CSA told TimesLIVE it has noted the “outcome(s)” of the Gauteng elections of May 9.
CSA president Chris Nenzani and acting chief executive Dr Jacques Faul are yet to be quoted endorsing the composition of the Gauteng board in a clear indication the new CGL leadership could face hurdles.
The newly elected CGL leadership, however, will be introduced to the media in an electronical briefing on Friday.
The internal squabbles within the CGL have a long history with the previously advantaged (white) clubs and previously disadvantaged (black) clubs at loggerheads.
Central to the squabbling is the racial composition of the board.
Some clubs believe that transformation has been achieved and that the Langa Report has served its course and should no longer apply with a new regime ushered in.
Others hold a completely opposing view.
It was as a result of these fundamental disagreements that CSA mandated Ngoepe to institute an inquiry.
During the hearings, the Wanderers Cricket Club, Heidelberg Cricket Club and Calypso Old Maristonians Cricket submitted that the Langa report has run its course and should be set aside.

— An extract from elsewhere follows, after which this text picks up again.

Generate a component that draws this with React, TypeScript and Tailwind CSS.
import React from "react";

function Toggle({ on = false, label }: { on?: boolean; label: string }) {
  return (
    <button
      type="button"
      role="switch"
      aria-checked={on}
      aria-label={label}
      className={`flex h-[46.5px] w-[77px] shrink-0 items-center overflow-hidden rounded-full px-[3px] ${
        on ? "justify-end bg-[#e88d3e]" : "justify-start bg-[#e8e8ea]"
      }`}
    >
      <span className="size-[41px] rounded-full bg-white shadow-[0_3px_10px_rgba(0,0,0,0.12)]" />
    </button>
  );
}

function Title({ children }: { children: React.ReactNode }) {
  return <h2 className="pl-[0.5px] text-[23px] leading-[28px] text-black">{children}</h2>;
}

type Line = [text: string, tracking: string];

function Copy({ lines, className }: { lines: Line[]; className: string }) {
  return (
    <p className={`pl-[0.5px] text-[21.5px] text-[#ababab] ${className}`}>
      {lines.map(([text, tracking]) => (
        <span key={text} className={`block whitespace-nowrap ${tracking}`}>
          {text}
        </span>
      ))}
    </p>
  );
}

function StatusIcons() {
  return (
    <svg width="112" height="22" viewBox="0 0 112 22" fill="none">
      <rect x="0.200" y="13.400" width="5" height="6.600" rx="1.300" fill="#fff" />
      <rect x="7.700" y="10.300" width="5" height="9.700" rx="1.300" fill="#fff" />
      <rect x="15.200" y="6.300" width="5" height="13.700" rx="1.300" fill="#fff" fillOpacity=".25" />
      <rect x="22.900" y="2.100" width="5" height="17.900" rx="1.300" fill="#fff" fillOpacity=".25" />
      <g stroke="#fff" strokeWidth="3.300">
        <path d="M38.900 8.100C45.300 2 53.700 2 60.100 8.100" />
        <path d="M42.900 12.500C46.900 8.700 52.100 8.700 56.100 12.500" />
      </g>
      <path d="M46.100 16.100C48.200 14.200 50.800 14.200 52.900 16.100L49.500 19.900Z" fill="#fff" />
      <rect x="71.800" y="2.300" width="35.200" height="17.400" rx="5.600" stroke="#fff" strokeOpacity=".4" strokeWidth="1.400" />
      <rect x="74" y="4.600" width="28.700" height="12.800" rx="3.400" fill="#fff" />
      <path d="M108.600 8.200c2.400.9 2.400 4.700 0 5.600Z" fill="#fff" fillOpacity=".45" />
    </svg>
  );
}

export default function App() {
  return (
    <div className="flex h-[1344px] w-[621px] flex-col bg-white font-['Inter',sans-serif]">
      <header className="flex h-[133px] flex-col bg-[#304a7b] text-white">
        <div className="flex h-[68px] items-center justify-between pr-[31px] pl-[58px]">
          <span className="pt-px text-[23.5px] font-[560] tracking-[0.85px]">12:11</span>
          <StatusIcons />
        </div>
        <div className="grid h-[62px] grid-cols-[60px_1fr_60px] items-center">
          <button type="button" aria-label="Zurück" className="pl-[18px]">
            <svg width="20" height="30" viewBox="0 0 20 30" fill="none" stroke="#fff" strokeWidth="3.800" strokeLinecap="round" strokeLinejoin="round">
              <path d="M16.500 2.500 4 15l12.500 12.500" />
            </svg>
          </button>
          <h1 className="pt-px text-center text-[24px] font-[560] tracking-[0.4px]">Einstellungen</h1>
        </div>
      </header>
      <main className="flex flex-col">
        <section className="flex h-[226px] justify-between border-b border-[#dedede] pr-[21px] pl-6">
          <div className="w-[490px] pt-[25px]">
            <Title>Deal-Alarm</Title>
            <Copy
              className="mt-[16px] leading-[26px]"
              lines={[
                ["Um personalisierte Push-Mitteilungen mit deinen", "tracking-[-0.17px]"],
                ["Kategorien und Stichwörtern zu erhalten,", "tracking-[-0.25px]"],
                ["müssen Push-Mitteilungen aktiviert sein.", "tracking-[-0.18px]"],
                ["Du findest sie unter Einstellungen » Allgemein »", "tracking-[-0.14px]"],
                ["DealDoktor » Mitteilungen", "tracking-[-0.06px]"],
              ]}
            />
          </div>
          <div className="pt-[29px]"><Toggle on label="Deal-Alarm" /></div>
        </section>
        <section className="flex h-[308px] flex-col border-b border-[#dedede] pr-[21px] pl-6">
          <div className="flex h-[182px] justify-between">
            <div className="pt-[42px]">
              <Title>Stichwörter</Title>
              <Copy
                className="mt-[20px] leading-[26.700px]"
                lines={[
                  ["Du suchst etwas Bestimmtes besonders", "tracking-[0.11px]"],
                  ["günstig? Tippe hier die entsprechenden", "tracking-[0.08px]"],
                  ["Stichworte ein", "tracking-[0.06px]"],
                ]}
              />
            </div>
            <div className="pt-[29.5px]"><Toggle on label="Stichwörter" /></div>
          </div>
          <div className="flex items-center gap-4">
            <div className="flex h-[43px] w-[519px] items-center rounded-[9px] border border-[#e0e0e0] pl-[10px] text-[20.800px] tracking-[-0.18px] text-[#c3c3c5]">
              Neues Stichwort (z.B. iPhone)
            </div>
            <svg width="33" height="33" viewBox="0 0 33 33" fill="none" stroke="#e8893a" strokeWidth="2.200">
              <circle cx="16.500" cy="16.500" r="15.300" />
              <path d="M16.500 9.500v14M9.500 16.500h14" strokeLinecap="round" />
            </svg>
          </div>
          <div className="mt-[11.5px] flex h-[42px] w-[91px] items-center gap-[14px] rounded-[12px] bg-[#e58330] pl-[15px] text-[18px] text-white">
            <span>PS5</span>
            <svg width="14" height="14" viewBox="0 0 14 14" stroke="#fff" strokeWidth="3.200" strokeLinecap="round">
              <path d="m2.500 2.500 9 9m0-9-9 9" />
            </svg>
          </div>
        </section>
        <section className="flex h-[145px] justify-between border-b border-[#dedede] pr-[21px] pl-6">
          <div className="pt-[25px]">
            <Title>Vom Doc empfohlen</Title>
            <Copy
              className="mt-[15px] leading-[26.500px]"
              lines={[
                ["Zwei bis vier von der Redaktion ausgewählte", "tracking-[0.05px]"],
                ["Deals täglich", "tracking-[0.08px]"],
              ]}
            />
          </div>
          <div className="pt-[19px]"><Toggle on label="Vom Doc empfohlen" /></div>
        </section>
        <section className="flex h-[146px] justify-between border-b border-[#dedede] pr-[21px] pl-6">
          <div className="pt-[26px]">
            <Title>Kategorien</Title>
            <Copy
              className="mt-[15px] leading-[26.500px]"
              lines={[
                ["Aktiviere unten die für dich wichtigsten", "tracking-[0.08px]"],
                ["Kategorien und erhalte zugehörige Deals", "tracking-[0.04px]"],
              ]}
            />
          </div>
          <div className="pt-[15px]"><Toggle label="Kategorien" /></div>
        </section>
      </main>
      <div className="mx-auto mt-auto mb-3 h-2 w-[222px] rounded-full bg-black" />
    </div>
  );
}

The clubs, all from previously advantaged backgrounds, were some who called for the abolishment racial interest groups at the CGL and that non-independent board members should be subject to election in an open democratic vote.

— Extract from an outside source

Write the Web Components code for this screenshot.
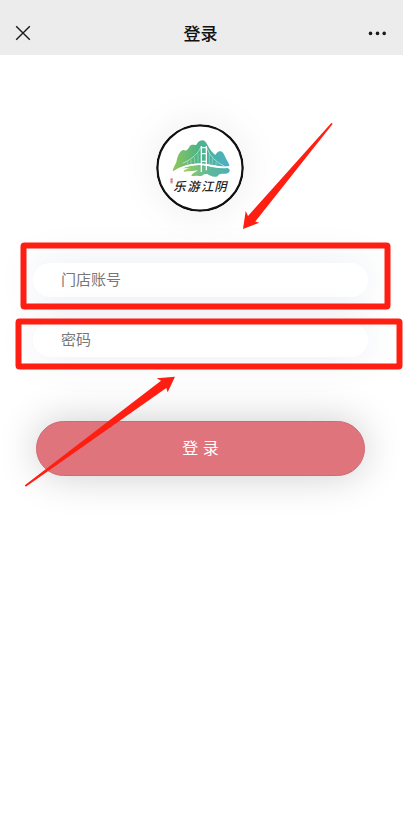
<!DOCTYPE html>
<html lang="zh-CN">
<head>
<meta charset="UTF-8">
<meta name="viewport" content="width=device-width, initial-scale=1">
<title>登录</title>
<style>
  body {
    margin: 0;
    background: #fff;
    font-family: "Noto Sans CJK SC", sans-serif;
    min-height: 100vh;
  }
</style>
</head>
<body>
<login-page>
  <nav-bar>登录</nav-bar>
  <brand-logo></brand-logo>
  <login-form></login-form>
  <guide-marks></guide-marks>
</login-page>

<script>
class LoginPage extends HTMLElement {
  constructor() {
    super();
    this.attachShadow({ mode: 'open' }).innerHTML = `
      <style>
        :host {
          display: flex;
          flex-direction: column;
          position: relative;
          overflow: hidden;
          min-height: 100vh;
        }
      </style>
      <slot></slot>
    `;
  }
}

class NavBar extends HTMLElement {
  constructor() {
    super();
    this.attachShadow({ mode: 'open' }).innerHTML = `
      <style>
        :host {
          display: block;
          background: #ececec;
        }
        header {
          display: grid;
          grid-template-columns: 1fr auto 1fr;
          align-items: center;
          height: 44px;
          padding: 11px 17px 0 15px;
        }
        h1 {
          margin: 0;
          font-size: 17px;
          line-height: 24px;
          font-weight: 500;
          color: #111;
        }
        button {
          display: flex;
          padding: 0;
          border: none;
          background: none;
          cursor: pointer;
        }
        .more { justify-self: end; }
      </style>
      <header>
        <button type="button" aria-label="关闭">
          <svg width="16" height="16" viewBox="0 0 16 16" fill="none" stroke="#1a1a1a" stroke-width="1.4">
            <path d="M1.2 1.2 14.8 14.8M14.8 1.2 1.2 14.8"/>
          </svg>
        </button>
        <h1><slot></slot></h1>
        <button type="button" class="more" aria-label="更多">
          <svg width="18" height="6" viewBox="0 0 18 6" fill="#1a1a1a">
            <circle cx="2.5" cy="3.4" r="1.8"/><circle cx="9.5" cy="3.4" r="1.8"/><circle cx="16.2" cy="3.4" r="1.8"/>
          </svg>
        </button>
      </header>
    `;
  }
}

class BrandLogo extends HTMLElement {
  constructor() {
    super();
    this.attachShadow({ mode: 'open' }).innerHTML = `
      <style>
        :host {
          display: flex;
          justify-content: center;
          padding: 69px 3px 0 0;
        }
        svg {
          display: block;
          border-radius: 50%;
          background: #fff;
          box-shadow: 0 0 40px rgba(0, 0, 0, 0.08);
        }
        text {
          font-family: "Noto Sans CJK SC", sans-serif;
          font-size: 37px;
          font-style: italic;
          font-weight: 500;
          fill: #222;
        }
      </style>
      <svg width="88" height="88" viewBox="19 19 264 264" role="img" aria-label="乐游江阴">
        <defs>
          <linearGradient id="hill" x1="0" y1="0" x2="1" y2="0">
            <stop offset="0" stop-color="#8fc65a"/>
            <stop offset=".45" stop-color="#4db487"/>
            <stop offset="1" stop-color="#4bb0c8"/>
          </linearGradient>
          <linearGradient id="river" x1="0" y1="0" x2="1" y2="0">
            <stop offset="0" stop-color="#a3cf55"/>
            <stop offset=".5" stop-color="#62bb96"/>
            <stop offset="1" stop-color="#4caeb5"/>
          </linearGradient>
        </defs>
        <circle cx="151" cy="151" r="128" fill="#fff" stroke="#111" stroke-width="7"/>
        <path fill="url(#hill)" d="M69 161C72 147 76 143 80 134C83 114 92 96 103 97C110 101 113 98 120 86C127 78 134 84 140 81C146 71 151 68 159 68C168 69 172 80 178 90C183 99 190 105 197 112C202 103 207 99 214 101C222 104 226 117 231 126C235 133 239 138 239 146L214 148C184 141 160 136 136 138C109 141 90 151 69 161Z"/>
        <path fill="url(#river)" d="M98 152C120 143 147 138 174 145C194 150 213 153 232 151C241 153 242 158 238 164C231 171 220 167 213 169C202 171 209 176 199 177C186 178 180 173 173 169L163 170C157 178 150 174 142 174C134 174 131 177 125 174C126 168 137 164 145 158C134 161 120 160 103 162C98 158 113 154 121 152Z"/>
        <g fill="none" stroke="#fff">
          <path stroke-width="4" d="M155 85V163M170 85V158M155 90H170M155 108H170M155 131H170"/>
          <path stroke-width="1.5" d="M155 87Q139 120 99 137M170 87Q184 128 224 145"/>
          <path stroke-width="1" d="M145 107V135M135 119V137M124 126V139M114 131V142M179 108V139M188 122V141M199 133V145"/>
          <path stroke-width="4" d="M74 161C98 146 131 135 174 142C196 147 215 150 239 148"/>
        </g>
        <path fill="none" stroke="#d84d4d" stroke-width="2" d="M64 182V197M67 181V198M63 186H69M63 192H69"/>
        <text x="71" y="219">乐</text>
        <text x="113" y="219">游</text>
        <text x="154" y="219">江</text>
        <text x="194" y="219">阴</text>
      </svg>
    `;
  }
}

class PillInput extends HTMLElement {
  constructor() {
    super();
    const type = this.getAttribute('type') || 'text';
    const label = this.getAttribute('label');
    this.attachShadow({ mode: 'open' }).innerHTML = `
      <style>
        :host { display: block; }
        input {
          display: block;
          box-sizing: border-box;
          width: 100%;
          height: 34px;
          padding: 0 28px 4px;
          border: none;
          border-radius: 17px;
          outline: none;
          background: #fff;
          box-shadow: 0 0 40px rgba(60, 80, 140, 0.11);
          font-family: inherit;
          font-size: 15px;
          line-height: 22px;
          color: #333;
        }
        input::placeholder { color: #777; opacity: 1; }
      </style>
      <input type="${type}" placeholder="${label}" aria-label="${label}">
    `;
  }
}

class LoginForm extends HTMLElement {
  constructor() {
    super();
    this.attachShadow({ mode: 'open' }).innerHTML = `
      <style>
        :host {
          display: block;
          padding: 51px 35px 0 33px;
        }
        form {
          display: flex;
          flex-direction: column;
          gap: 26px;
        }
        button {
          height: 55px;
          margin: 38px 3px 0;
          border: 1px solid #d06a74;
          border-radius: 28px;
          background: #df747c;
          box-shadow: 0 0 40px rgba(0, 0, 0, 0.2);
          color: #fff;
          font-family: "Liberation Sans", "Noto Sans CJK SC", sans-serif;
          font-size: 16px;
          line-height: 24px;
          cursor: pointer;
        }
      </style>
      <form>
        <pill-input label="门店账号"></pill-input>
        <pill-input type="password" label="密码"></pill-input>
        <button type="submit">登 录</button>
      </form>
    `;
    this.shadowRoot.querySelector('form').addEventListener('submit', (e) => e.preventDefault());
  }
}

// Red frames and arrows that point at the two fields
class GuideMarks extends HTMLElement {
  constructor() {
    super();
    this.attachShadow({ mode: 'open' }).innerHTML = `
      <style>
        :host {
          position: absolute;
          top: 0;
          left: 0;
          pointer-events: none;
        }
        svg { display: block; }
      </style>
      <svg width="403" height="500" viewBox="0 0 403 500" aria-hidden="true">
        <g fill="none" stroke="#ff1f12" stroke-width="6" stroke-linejoin="round">
          <rect x="23.5" y="245.5" width="364" height="61" rx="1"/>
          <rect x="18.5" y="321.5" width="381" height="45" rx="1"/>
        </g>
        <g fill="#ff1f12">
          <path d="M243 229 245.7 211 248 216 331.3 123 332.8 123.8 255.3 221.5 259.3 222.7Z"/>
          <path d="M175 376.7 156.7 378.3 161 380.7 24.8 485.3 25.8 486.8 166.3 388 167.7 392.3Z"/>
        </g>
      </svg>
    `;
  }
}

customElements.define('login-page', LoginPage);
customElements.define('nav-bar', NavBar);
customElements.define('brand-logo', BrandLogo);
customElements.define('pill-input', PillInput);
customElements.define('login-form', LoginForm);
customElements.define('guide-marks', GuideMarks);
</script>
</body>
</html>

The clubs argued that the Langa report divided clubs into racial silos and perpetuated the divisions.
Ngoepe cited a lack of facilities in the Gauteng townships as a major dent in transforming the game.
Newly elected CGL non-independent board member Mark Patterson belongs to a group that is convinced Gauteng cricket has transformed and that the Langa report should be set aside.
On behalf of previously advantaged clubs during the Ngoepe hearings, Patterson pointed to the fact that Gauteng cricket clubs, even the senior team the Lions, can field players of colour at any given time more than any other franchise in the country can.
Patterson argued that some of the previously advantaged clubs have several black players, at some clubs in the majority.
“If the objective has not been fully achieved, it has, at the very least, been substantially achieved,” said Patterson.
“Some Previously Advantaged Clubs (PAC) clubs are almost 100% non-white in their membership base.
"PAC clubs are where true transformation is occurring," said Patterson, adding that the PAC clubs are "institutions of excellence that have created environments that don’t see colour and get on with providing quality of opportunity for players of colour”.
But Dr Basson pushed back and slammed those who use fielding players of colour and having black coaches as a barometer for transforming.
“The fact that you have got some black players in the Lions team does not take away the fact that those white clubs are still not transformed. You can’t hide behind that,” said Dr Basson.
“The fact that the Lions provincial team is reasonable transformed is no excuse for clubs not to be transformed. No excuse.
“The whole of Soweto has been isolated and not part of the cricket setup for a very long time.
“After more than 30 years we still have the same debate after a very good research project found that the Langa Report, despite its 10 years of existence, is still exactly valid today as it was when it was first published.
“It appears that there are elements of resistance within cricket in Gauteng. One must find out what is the cause of that,” said Dr Basson.
The Diepsloot Cricket Club weighed in and said “club cricket in the township is almost nonexistence as the grounds are not suitable and investment is required, which CGL do not have”.
The Soweto Cricket Club lamented the disparities when it comes to resources and the provision of facilities.
“CGL will be fully transformed when we have in Gauteng 64 township having cricket club not only 10 clubs as what we have currently.”
Asked for a plan of action to ensure that CGL complies with the Ngoepe recommendations, the governing body said “We will engage with the CGL to discuss a way forward and to understand why the CGL did not follow the recommendations of the report. These engagements will take place before the end of June 2020.”